La questione africana – con più di trenta paesi a punire ancora i rapporti omosessuali – ha rovinato, si sa, il Natale anche in Vaticano. È stata l’opposizione di alcuni vescovi africani, insieme ad alcuni episcopati dell’Europa orientale – così lontani, così vicini – a convincere il dicastero della Dottrina della fede a quel maldestro (sotto tanti punti di vista) passo indietro sulle benedizioni alle coppie irregolari e omosessuali. Un bel backlash, anche qui.
E d’altra parte, dopo i quindici secondi di benedizione, sono arrivate pure le solite usurate parole del papa al corpo diplomatico: «I tentativi compiuti negli ultimi decenni di introdurre nuovi diritti hanno dato adito a colonizzazioni ideologiche, tra le quali ha un ruolo centrale la teoria del gender, che è pericolosissima perché cancella le differenze nella pretesa di rendere tutti uguali».
Lungi dal voler dettare alla chiesa, che ha una sua sapienza, i tempi per sviluppi dottrinali che occorrono di una riflessione condivisa e profonda, forse le si potrebbe però chiedere di proteggere i suoi figli almeno mentre cadono le pietre, evitando di offrirsi da sponsor a chi sta lì a tirarle. Da una chiesa «esperta di umanità» – come la chiamava il più grande, Paolo VI – ci si aspetta perlomeno questo.
Esiste peraltro un gruppo di coraggiosi cristiani Lgbt africani che, nei giorni scorsi, ha rilanciato, sui suoi canali social, una raccolta firme internazionale per esprimere una ferma condanna nei confronti delle dichiarazioni del presidente Ndayishimiye.
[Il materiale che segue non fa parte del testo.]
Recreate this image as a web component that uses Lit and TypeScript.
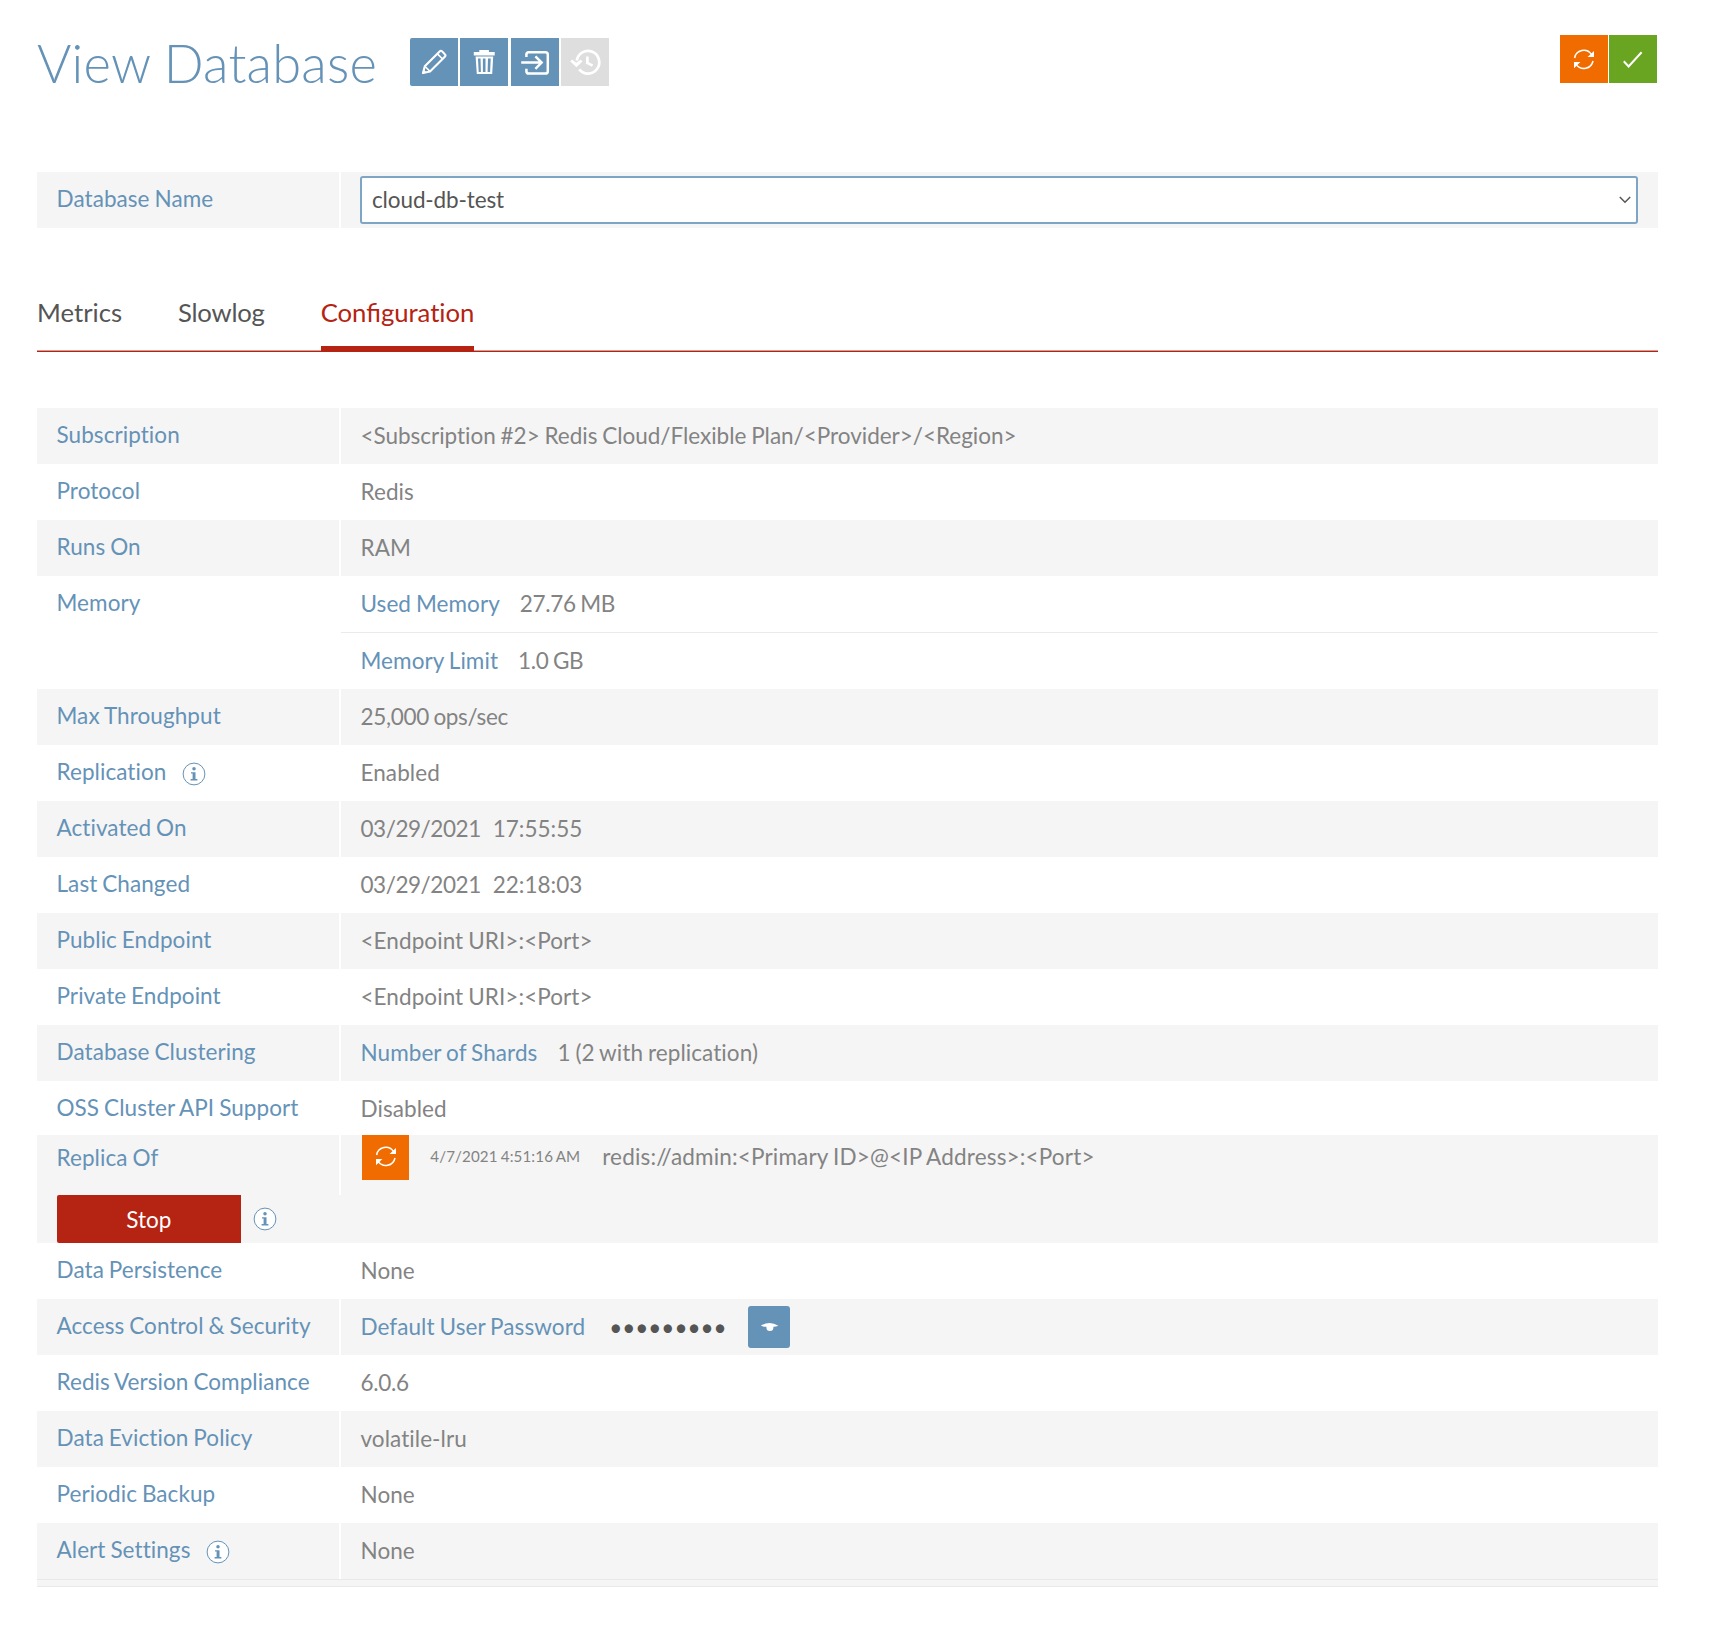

Per chi volesse, si può firmare qui.
Quando ci sono i backlash, è l’ora di un maggior impegno. Se, nello scorso decennio, l’attivismo Lgbt ha conosciuto forse un rallentamento perché – almeno nel nostro piccolo occidente – certe conquiste sembravano definitive, ora occorre ritrovare slancio dal basso. Senza attendersi troppo dalle istituzioni, chiesa compresa.